Lesezeit: cirka 5 Minuten.

Erzählungen 283 S., 21,50 Euro

2014

Edition Roesner ISBN 978-3-902300-83-6

Fürwahr ein ziemlich unvergessliches Buch! Da ist zunächst erstens die pure Textmasse: 283 Seiten Prosa für 23 Titel, ich bin versucht zu sagen Zwischentitel, denn alle diese Schriftsätze bieten eine minuziös treffende Bestandsaufnahme nicht nur genregemäß innerer, sondern auch packender äußerer Wirklichkeiten: Landschaft, Wirtschaft, Gesellschaft einer einsamen Atlantikinsel; Soziotop und Psychogramm eines österreichischen Bauernhofs; das schwüle Stilleben des überwucherten Schrebergartens inmitten einer Siedlung; das Geburtstagsjagdfest eher unbewanderter Betuchter; Krankenhausabläufe in hoher medizinischer Kompetenz; Geschichte der Technik für Zeiterfassungsmaschinen und der Brandlöschtechnik; umfassende Untersuchungen des oberitalienischen Strandlebens; weiters des Kurbadegeschehens; sogar die prekären Lebenslagen hochgebildeter unterbezahlter Wissenschafterinnen und Wissenschafter werden beklemmend durchgezeichnet; slowakisch-österreichische Grenz-Familienverhältnisse (ähnlich dem Romanwerk Zdenka Beckers); komplette Schilderung eines Tontaubenschießwettbewerbs; sowie des Tagesverlaufs in einem großen Einkaufszentrum. Alle diese Sachgebiete sind nicht etwa Kulissen für Reflexionsbezirke, sondern exakt und plastisch erfasst – eine erstaunliche Stärke der Autorin.

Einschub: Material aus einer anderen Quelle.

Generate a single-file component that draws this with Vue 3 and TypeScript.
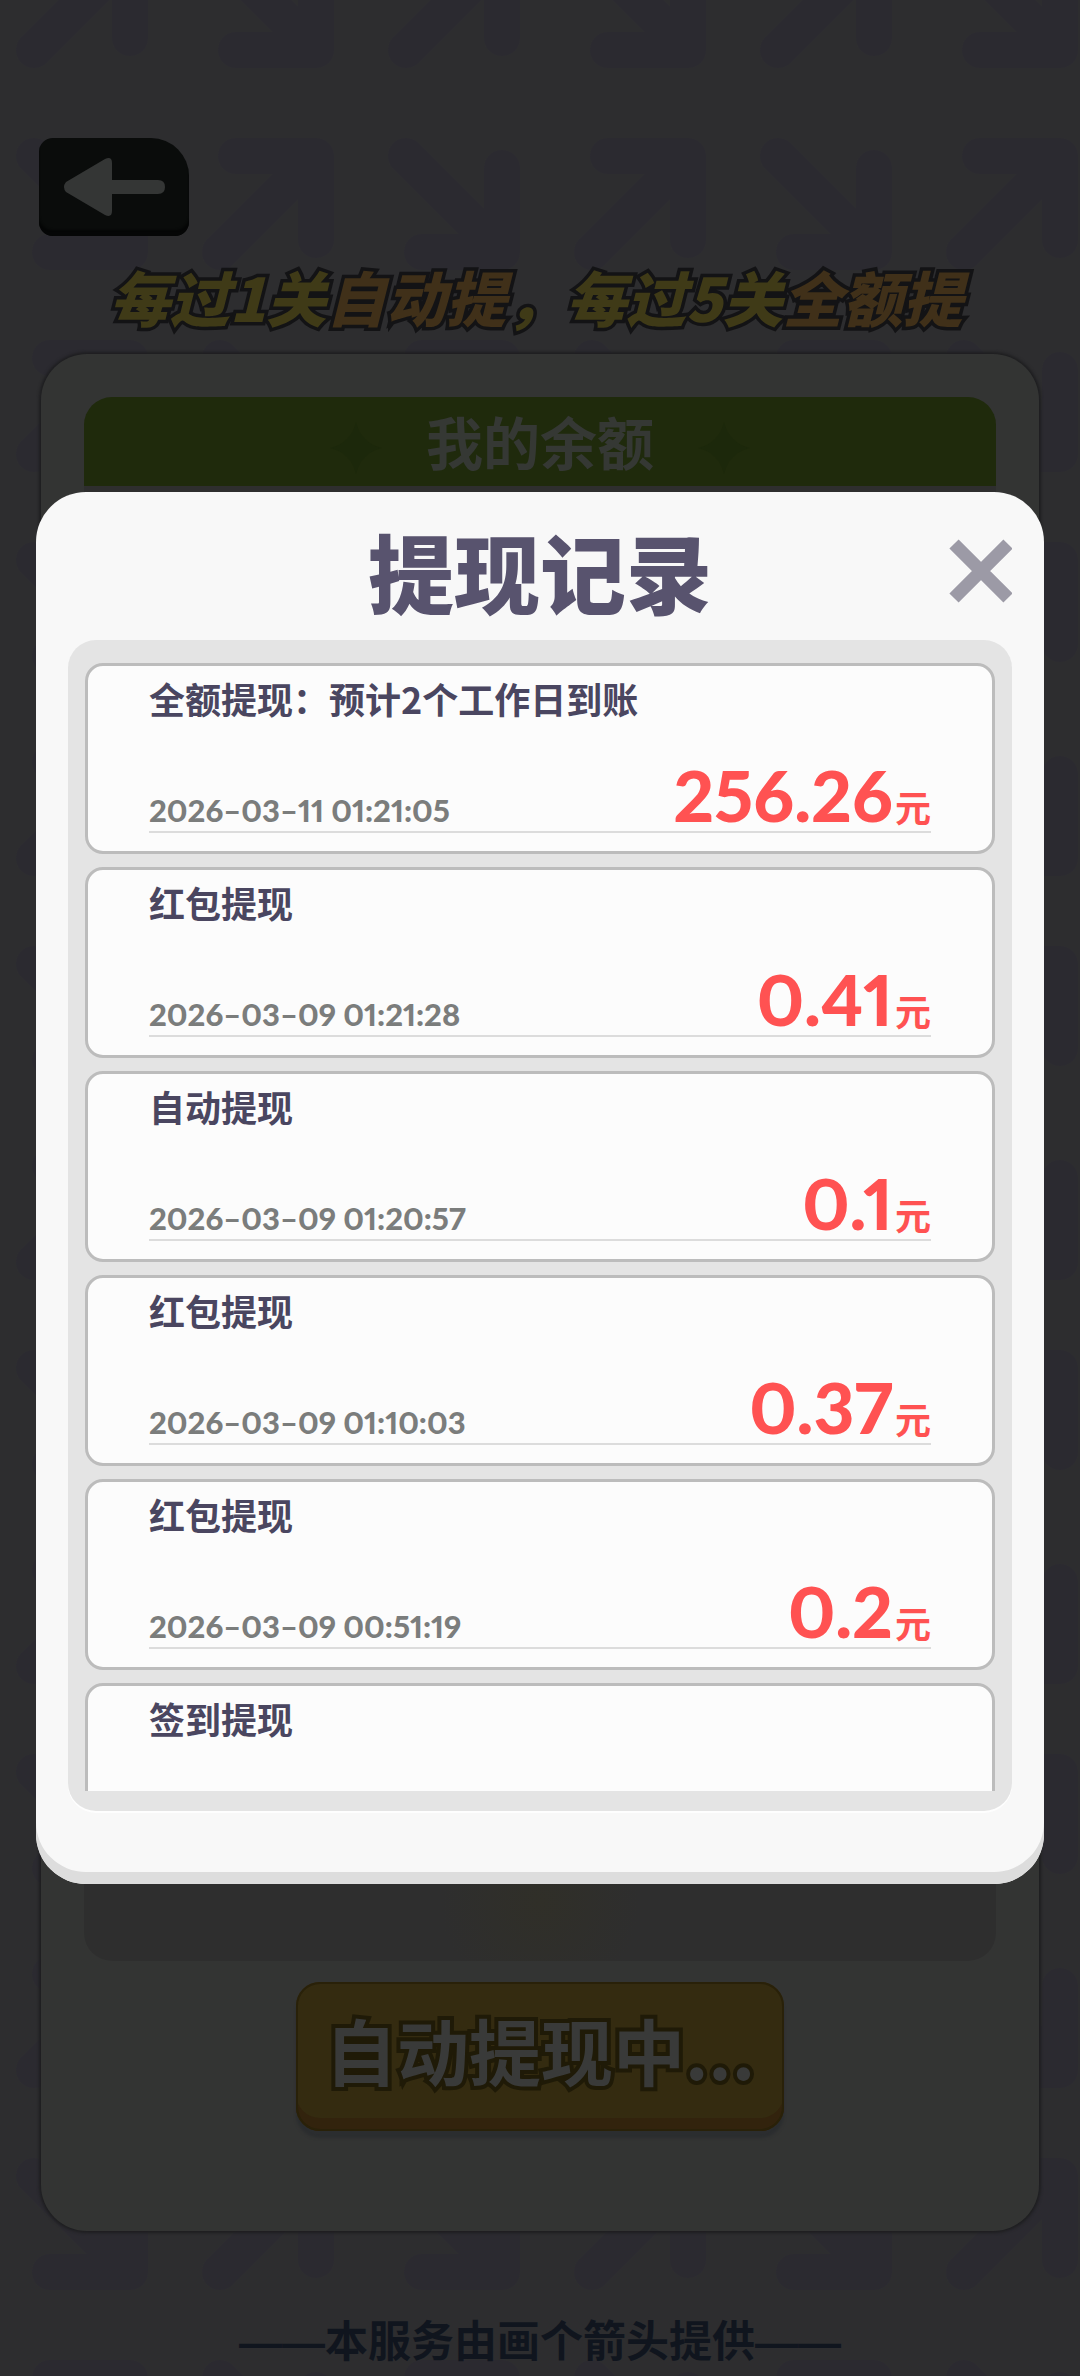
<script setup lang="ts">
import { ref } from 'vue'

interface WithdrawRecord {
  title: string
  time: string
  amount: string
}

const records: WithdrawRecord[] = [
  { title: '全额提现：预计2个工作日到账', time: '2026–03–11 01:21:05', amount: '256.26' },
  { title: '红包提现', time: '2026–03–09 01:21:28', amount: '0.41' },
  { title: '自动提现', time: '2026–03–09 01:20:57', amount: '0.1' },
  { title: '红包提现', time: '2026–03–09 01:10:03', amount: '0.37' },
  { title: '红包提现', time: '2026–03–09 00:51:19', amount: '0.2' },
  { title: '签到提现', time: '', amount: '0.1' },
]

const open = ref(true)
</script>

<template>
  <div class="page" lang="zh-CN">
    <svg class="backdrop" aria-hidden="true">
      <defs>
        <g id="arrow" fill="none" stroke="#2b2a30" stroke-width="36" stroke-linecap="round" stroke-linejoin="round">
          <path d="M36 20H116V104M20 116L112 24" />
        </g>
        <pattern id="arrows" x="14" y="-66" width="372" height="404" patternUnits="userSpaceOnUse">
          <use href="#arrow" />
          <use href="#arrow" transform="translate(186 136) scale(1 -1)" />
          <use href="#arrow" transform="translate(0 338) scale(1 -1)" />
          <use href="#arrow" transform="translate(186 202)" />
        </pattern>
      </defs>
      <rect width="100%" height="100%" fill="url(#arrows)" />
    </svg>

    <main class="content">
      <button class="back" type="button" aria-label="返回">
        <svg viewBox="0 0 150 98" aria-hidden="true">
          <path d="M27 44Q23 49 27 54L66 77Q73 80 73 73V56H119Q126 56 126 49Q126 42 119 42H73V25Q73 18 66 21Z" />
        </svg>
      </button>

      <h1 class="slogan">每过1关<em>自动提</em>，每过5关<em>全额提</em></h1>

      <section class="card">
        <header class="balance-head">
          <svg class="spark" viewBox="0 0 52 52" aria-hidden="true"><path d="M26 0Q31 21 52 26Q31 31 26 52Q21 31 0 26Q21 21 26 0Z" /></svg>
          <h2>我的余额</h2>
          <svg class="spark" viewBox="0 0 52 52" aria-hidden="true"><path d="M26 0Q31 21 52 26Q31 31 26 52Q21 31 0 26Q21 21 26 0Z" /></svg>
        </header>
        <div class="balance-body"></div>
        <button class="auto" type="button">自动提现中...</button>
      </section>

      <footer class="provider"><span class="rule">——</span>本服务由画个箭头提供<span class="rule">——</span></footer>
    </main>

    <div v-if="open" class="overlay">
      <section class="dialog" role="dialog" aria-modal="true" aria-labelledby="dialog-title">
        <header class="dialog-head">
          <h2 id="dialog-title">提现记录</h2>
          <button class="close" type="button" aria-label="关闭" @click="open = false">
            <svg viewBox="0 0 64 64" aria-hidden="true">
              <path d="M6 5L60 59M60 5L6 59" stroke="#9c9aa6" stroke-width="13" />
            </svg>
          </button>
        </header>
        <div class="list-panel">
          <ul class="list">
            <li v-for="(record, index) in records" :key="index" class="record">
              <h3>{{ record.title }}</h3>
              <div class="row">
                <time>{{ record.time }}</time>
                <span class="amount">{{ record.amount }}<small>元</small></span>
              </div>
            </li>
          </ul>
        </div>
      </section>
    </div>
  </div>
</template>

<style>
body {
  margin: 0;
  background: #2d2d2f;
}
</style>

<style scoped>
.page {
  position: relative;
  min-height: 100vh;
  overflow: hidden;
  background: #2d2d2f;
  font-family: "Noto Sans CJK SC", sans-serif;
}

h1,
h2,
h3,
ul {
  margin: 0;
  padding: 0;
}

button {
  padding: 0;
  border: 0;
  font-family: inherit;
}

.backdrop {
  position: absolute;
  inset: 0;
  width: 100%;
  height: 100%;
}

.content {
  position: relative;
  display: flex;
  flex-direction: column;
  min-height: 100vh;
  box-sizing: border-box;
  padding: 138px 41px 12px;
}

.back {
  width: 150px;
  height: 98px;
  margin-left: -2px;
  border-radius: 14px 38px 14px 14px;
  background: #0a0c0b;
  box-shadow: inset 0 -6px 2px #050606;
}

.back svg {
  display: block;
  fill: #343635;
}

.slogan {
  margin: 24px 0 22px;
  padding-right: 8px;
  color: #3f3a17;
  font-size: 60px;
  font-style: italic;
  font-weight: 900;
  line-height: 72px;
  text-align: center;
  white-space: nowrap;
  -webkit-text-stroke: 7px #131315;
  paint-order: stroke fill;
}

.slogan em {
  color: #403019;
}

.card {
  display: flex;
  flex: 1;
  flex-direction: column;
  padding: 43px 43px 100px;
  border-radius: 46px;
  background: #333433;
  box-shadow: 0 0 3px 2px #1e1e20;
}

.balance-head {
  display: flex;
  align-items: center;
  justify-content: center;
  gap: 44px;
  height: 89px;
  border-radius: 28px 28px 0 0;
  background: #1f2a0c;
}

.balance-head h2 {
  padding-bottom: 4px;
  color: #353834;
  font-size: 57px;
  font-weight: 700;
  line-height: 72px;
}

.spark {
  width: 52px;
  height: 52px;
  padding-top: 12px;
  fill: #1c280b;
}

.balance-body {
  flex: 1;
  border-radius: 0 0 28px 28px;
  background: radial-gradient(circle at 50% 96%, #302f28 0, #2e2e2e 100px);
}

.auto {
  align-self: center;
  width: 488px;
  height: 149px;
  margin-top: 21px;
  padding-bottom: 16px;
  border-radius: 24px;
  background: #342b10;
  box-shadow: inset 0 0 0 2px #292109, inset 0 -13px 0 #32230d, 0 7px 3px #2b2d2f;
  color: #393a39;
  font-size: 72px;
  font-weight: 700;
  line-height: 96px;
  -webkit-text-stroke: 8px #1f1a07;
  paint-order: stroke fill;
}

.provider {
  margin-top: 85px;
  color: #10151e;
  font-size: 43px;
  font-weight: 700;
  line-height: 44px;
  text-align: center;
  white-space: nowrap;
}

.rule {
  font-family: "Liberation Sans", sans-serif;
}

.overlay {
  position: absolute;
  inset: 0;
  display: flex;
  align-items: center;
  padding: 0 36px;
}

.dialog {
  flex: 1;
  min-width: 0;
  padding: 0 32px 73px;
  border-radius: 50px;
  background: #f8f8f8;
  box-shadow: inset 0 -12px 0 #dddddd;
}

.dialog-head {
  display: grid;
  grid-template-columns: 64px 1fr 64px;
  align-items: center;
  box-sizing: border-box;
  height: 148px;
  padding-top: 10px;
}

.dialog-head h2 {
  grid-column: 2;
  color: #58536e;
  font-size: 86px;
  font-weight: 900;
  line-height: 96px;
  text-align: center;
}

.close {
  width: 64px;
  height: 64px;
  background: none;
}

.close svg {
  display: block;
}

.list-panel {
  padding: 23px 17px 20px;
  border-radius: 28px;
  background: #e4e4e4;
  box-shadow: 0 2px 0 #fefefe;
}

.list {
  display: flex;
  flex-direction: column;
  gap: 13px;
  height: 1128px;
  overflow: hidden;
  list-style: none;
}

.record {
  display: flex;
  flex: none;
  flex-direction: column;
  justify-content: space-between;
  box-sizing: border-box;
  height: 191px;
  padding: 10px 61px 18px;
  border: 3px solid #bcbcbc;
  border-radius: 18px;
  background: #fcfcfc;
}

.record h3 {
  color: #4a4660;
  font-size: 36px;
  font-weight: 700;
  line-height: 44px;
}

.row {
  display: flex;
  align-items: baseline;
  justify-content: space-between;
  border-bottom: 2px solid #dcdcdc;
  font-family: Lato, "Noto Sans CJK SC", sans-serif;
  font-variant-numeric: proportional-nums;
  line-height: 42px;
}

.row time {
  color: #7b7d7c;
  font-size: 31px;
  font-weight: 900;
}

.amount {
  color: #ff5252;
  font-size: 71px;
  font-weight: 900;
}

.amount small {
  margin-left: 2px;
  font-size: 36px;
  font-weight: 700;
}
</style>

Zweitens erstaunt der Erzählband mit einer Fülle eigenwilliger und treffender Wendungen: „Die sehnsüchtigen Schreie der Seevögel über dem unaufhörlichen Schlag der Brandung.“ (S. 13) „Der weite Himmel. Die Sehnsucht zu bleiben. Die Sehnsucht zu fliehen.“ (S. 19) „Ein verendetes Schaf, wollweiß, mit braunrotem Kraut verwickelt, im Tod mit der Erde verfilzt.“ ( S. 31) „Daneben lag ein Fahrrad. Es fiel kein Licht darauf, das dem Metall ein Blinksignal entlockt hätte. So verschwand es in der sich zusammenrottenden Finsternis.“ (S. 32) „…der harte Schritt der Wachmannschaft aus einem der einmündenden Gänge. Überdeutlich durch die Leere, die Stille, auch die Krallen der Hunde auf dem Steinboden.“ (S. 86) „Für jedes Auto gab es heute längere Garantiezeiten als für das menschliche Zusammenleben.“ (S. 129) „In einem Hotel angekommen, prüfte er als Erstes die Fluchtpläne, ging die angegebenen Routen nach… während ihm schlaflose Nachtstunden bereitet wurden durch die langen Gänge, die verwinkelte Bauweise, die vielen zu überwindenden Stockwerke, die unzähligen Zwischentüren, die nur mit elektronischer Codekarte zu öffnen waren. Dazu musste man zuerst herausfinden, mit welcher Seite man sie wie durch den Schlitz ziehen sollte – und das alles in Fluchthetzerei.“ (S. 255)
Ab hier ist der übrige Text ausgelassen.